**Given instruction**
Can you transcribe every line exactly and leave the pictures behind?

**Provided material**
********
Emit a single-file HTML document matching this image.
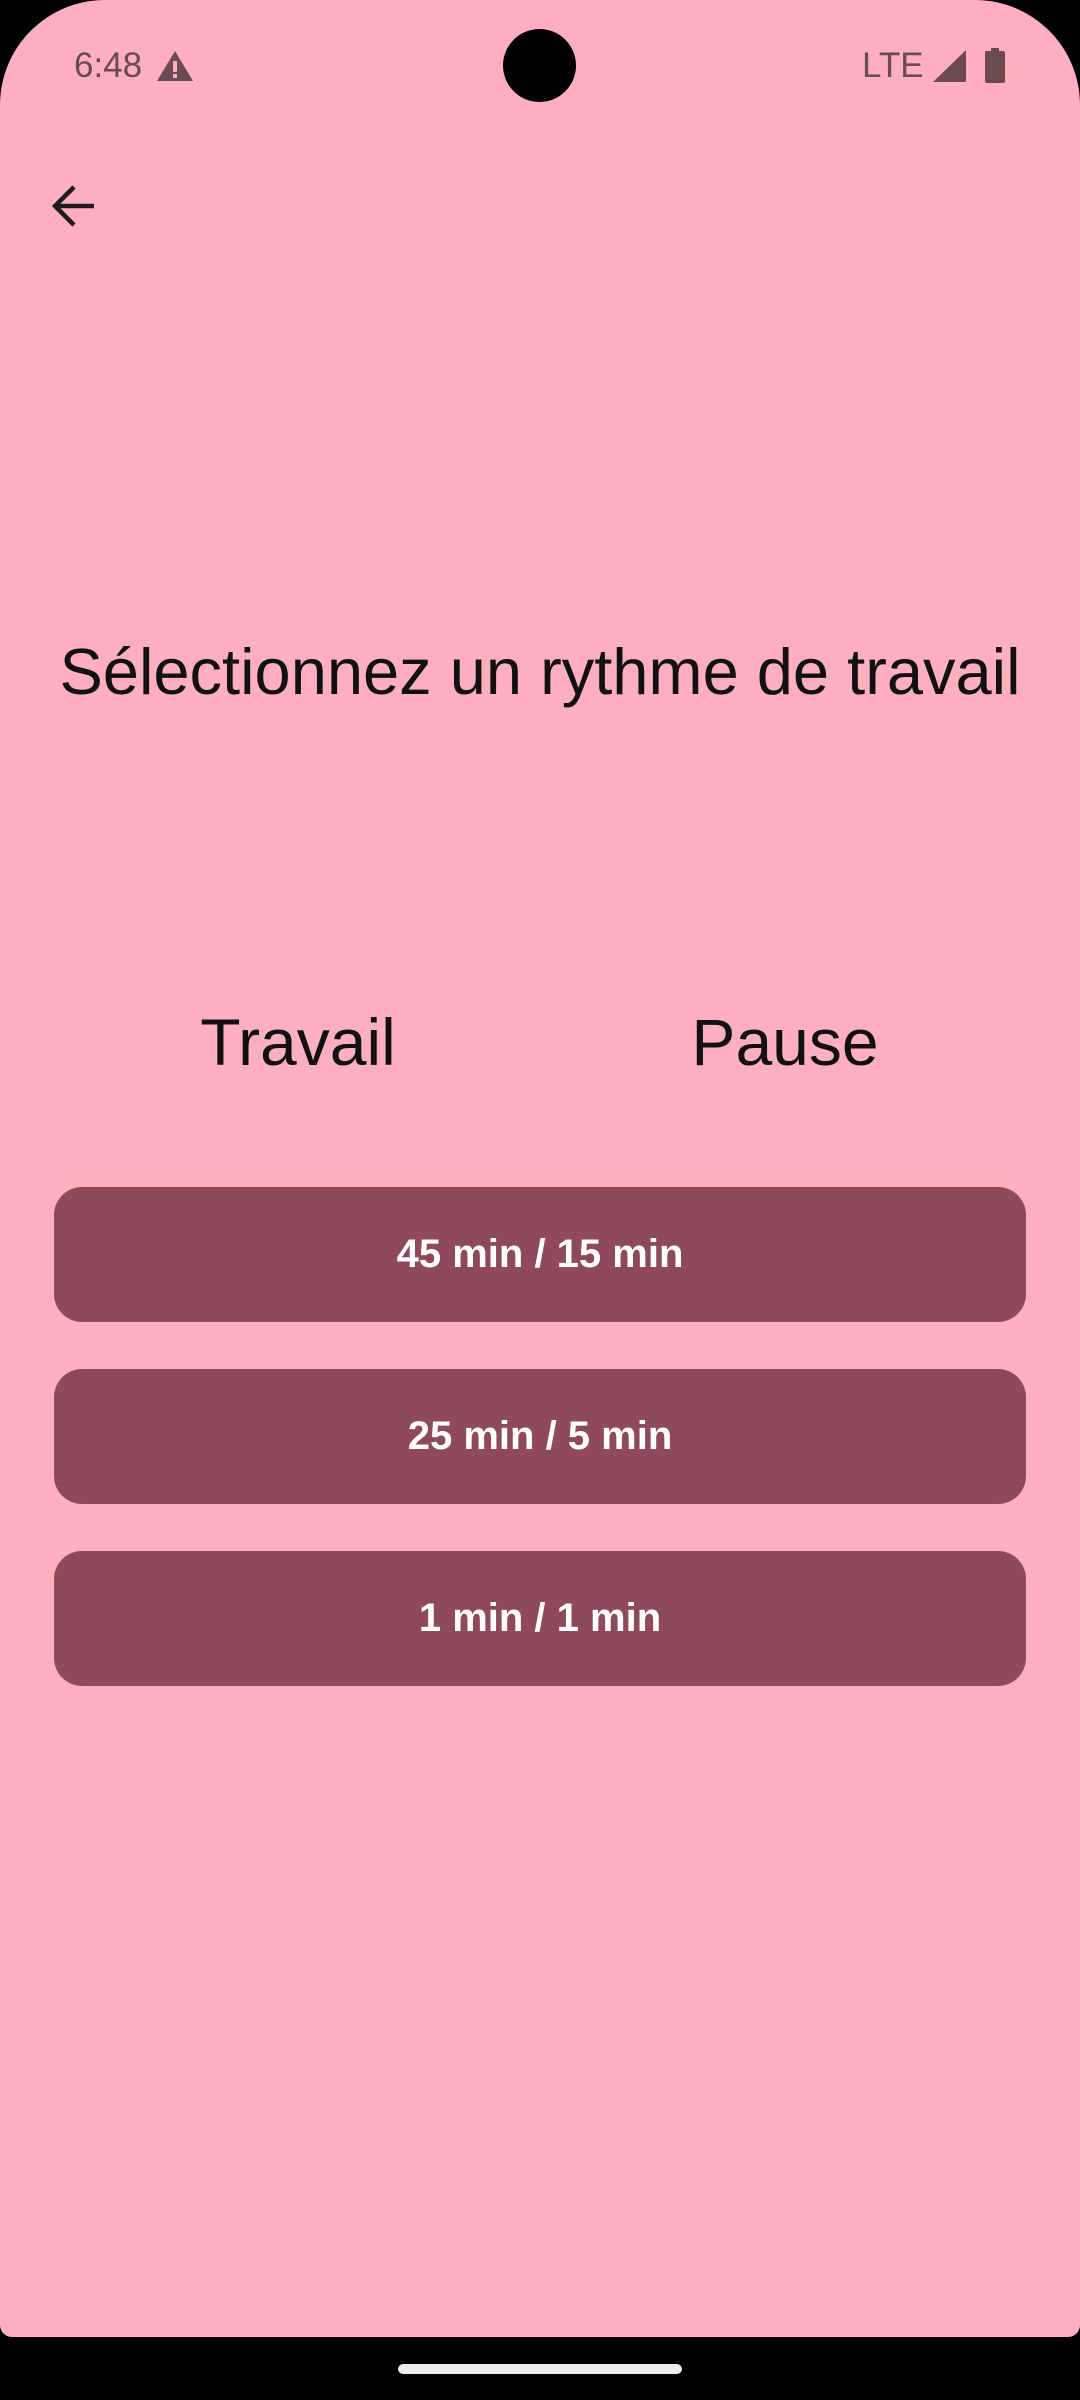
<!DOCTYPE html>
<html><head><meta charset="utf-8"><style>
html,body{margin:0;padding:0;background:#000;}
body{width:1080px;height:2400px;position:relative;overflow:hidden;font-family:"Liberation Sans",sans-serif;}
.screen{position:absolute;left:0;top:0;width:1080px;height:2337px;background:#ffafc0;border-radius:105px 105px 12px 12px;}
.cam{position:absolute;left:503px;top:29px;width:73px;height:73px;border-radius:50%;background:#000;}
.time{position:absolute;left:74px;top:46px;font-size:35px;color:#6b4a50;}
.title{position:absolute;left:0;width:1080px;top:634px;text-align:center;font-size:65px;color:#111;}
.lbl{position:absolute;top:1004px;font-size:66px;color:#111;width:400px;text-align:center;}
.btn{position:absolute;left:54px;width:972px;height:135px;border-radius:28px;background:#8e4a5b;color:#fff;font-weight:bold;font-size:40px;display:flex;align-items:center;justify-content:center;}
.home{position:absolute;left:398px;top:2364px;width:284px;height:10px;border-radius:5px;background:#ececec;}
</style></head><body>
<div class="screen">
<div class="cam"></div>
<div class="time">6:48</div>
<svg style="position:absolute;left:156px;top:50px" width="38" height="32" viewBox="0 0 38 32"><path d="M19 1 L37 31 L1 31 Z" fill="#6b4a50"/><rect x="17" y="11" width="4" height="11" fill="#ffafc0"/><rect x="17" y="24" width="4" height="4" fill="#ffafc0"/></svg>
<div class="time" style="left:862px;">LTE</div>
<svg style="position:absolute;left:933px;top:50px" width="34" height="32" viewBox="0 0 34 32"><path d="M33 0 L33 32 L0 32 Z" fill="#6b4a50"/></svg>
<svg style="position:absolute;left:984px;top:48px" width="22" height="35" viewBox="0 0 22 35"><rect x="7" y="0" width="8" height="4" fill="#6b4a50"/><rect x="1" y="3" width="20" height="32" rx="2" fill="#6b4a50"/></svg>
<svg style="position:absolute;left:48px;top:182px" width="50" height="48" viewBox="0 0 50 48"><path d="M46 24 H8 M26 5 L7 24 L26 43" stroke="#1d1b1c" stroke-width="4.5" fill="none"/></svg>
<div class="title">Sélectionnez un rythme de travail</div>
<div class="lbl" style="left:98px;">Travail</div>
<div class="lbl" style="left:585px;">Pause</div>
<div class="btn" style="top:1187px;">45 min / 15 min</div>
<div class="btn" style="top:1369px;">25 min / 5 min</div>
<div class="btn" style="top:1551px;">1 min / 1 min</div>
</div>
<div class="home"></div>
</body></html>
********
**Solution to the exercise**
Emit a single-file HTML document matching this image.
<!DOCTYPE html>
<html><head><meta charset="utf-8"><style>
html,body{margin:0;padding:0;background:#000;}
body{width:1080px;height:2400px;position:relative;overflow:hidden;font-family:"Liberation Sans",sans-serif;}
.screen{position:absolute;left:0;top:0;width:1080px;height:2337px;background:#ffafc0;border-radius:105px 105px 12px 12px;}
.cam{position:absolute;left:503px;top:29px;width:73px;height:73px;border-radius:50%;background:#000;}
.time{position:absolute;left:74px;top:46px;font-size:35px;color:#6b4a50;}
.title{position:absolute;left:0;width:1080px;top:634px;text-align:center;font-size:65px;color:#111;}
.lbl{position:absolute;top:1004px;font-size:66px;color:#111;width:400px;text-align:center;}
.btn{position:absolute;left:54px;width:972px;height:135px;border-radius:28px;background:#8e4a5b;color:#fff;font-weight:bold;font-size:40px;display:flex;align-items:center;justify-content:center;}
.home{position:absolute;left:398px;top:2364px;width:284px;height:10px;border-radius:5px;background:#ececec;}
</style></head><body>
<div class="screen">
<div class="cam"></div>
<div class="time">6:48</div>
<svg style="position:absolute;left:156px;top:50px" width="38" height="32" viewBox="0 0 38 32"><path d="M19 1 L37 31 L1 31 Z" fill="#6b4a50"/><rect x="17" y="11" width="4" height="11" fill="#ffafc0"/><rect x="17" y="24" width="4" height="4" fill="#ffafc0"/></svg>
<div class="time" style="left:862px;">LTE</div>
<svg style="position:absolute;left:933px;top:50px" width="34" height="32" viewBox="0 0 34 32"><path d="M33 0 L33 32 L0 32 Z" fill="#6b4a50"/></svg>
<svg style="position:absolute;left:984px;top:48px" width="22" height="35" viewBox="0 0 22 35"><rect x="7" y="0" width="8" height="4" fill="#6b4a50"/><rect x="1" y="3" width="20" height="32" rx="2" fill="#6b4a50"/></svg>
<svg style="position:absolute;left:48px;top:182px" width="50" height="48" viewBox="0 0 50 48"><path d="M46 24 H8 M26 5 L7 24 L26 43" stroke="#1d1b1c" stroke-width="4.5" fill="none"/></svg>
<div class="title">Sélectionnez un rythme de travail</div>
<div class="lbl" style="left:98px;">Travail</div>
<div class="lbl" style="left:585px;">Pause</div>
<div class="btn" style="top:1187px;">45 min / 15 min</div>
<div class="btn" style="top:1369px;">25 min / 5 min</div>
<div class="btn" style="top:1551px;">1 min / 1 min</div>
</div>
<div class="home"></div>
</body></html>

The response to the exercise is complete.